**Recorded data:**
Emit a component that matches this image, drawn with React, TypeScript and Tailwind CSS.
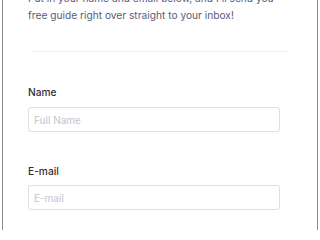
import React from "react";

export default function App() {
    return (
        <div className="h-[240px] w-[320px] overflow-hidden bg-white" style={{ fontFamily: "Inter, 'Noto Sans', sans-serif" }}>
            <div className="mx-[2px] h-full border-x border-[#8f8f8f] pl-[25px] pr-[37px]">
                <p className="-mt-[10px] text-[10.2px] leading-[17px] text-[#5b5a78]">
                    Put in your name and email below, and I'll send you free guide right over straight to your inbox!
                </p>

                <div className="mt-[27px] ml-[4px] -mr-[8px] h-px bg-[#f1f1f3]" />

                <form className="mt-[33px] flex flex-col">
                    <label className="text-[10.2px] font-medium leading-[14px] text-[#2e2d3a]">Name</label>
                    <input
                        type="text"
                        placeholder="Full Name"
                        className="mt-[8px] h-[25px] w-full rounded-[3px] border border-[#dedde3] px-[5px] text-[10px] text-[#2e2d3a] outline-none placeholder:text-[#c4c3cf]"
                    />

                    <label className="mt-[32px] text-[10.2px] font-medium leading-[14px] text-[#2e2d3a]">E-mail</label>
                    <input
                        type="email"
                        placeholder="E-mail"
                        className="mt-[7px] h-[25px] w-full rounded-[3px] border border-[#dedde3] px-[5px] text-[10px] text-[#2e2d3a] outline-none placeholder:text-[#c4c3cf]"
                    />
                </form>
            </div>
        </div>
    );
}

**Set task:** Omitting all pictures, restate exactly the lines of the material from its start through the line that contains "import React from".

**Exercise solution:**
Emit a component that matches this image, drawn with React, TypeScript and Tailwind CSS.
import React from "react";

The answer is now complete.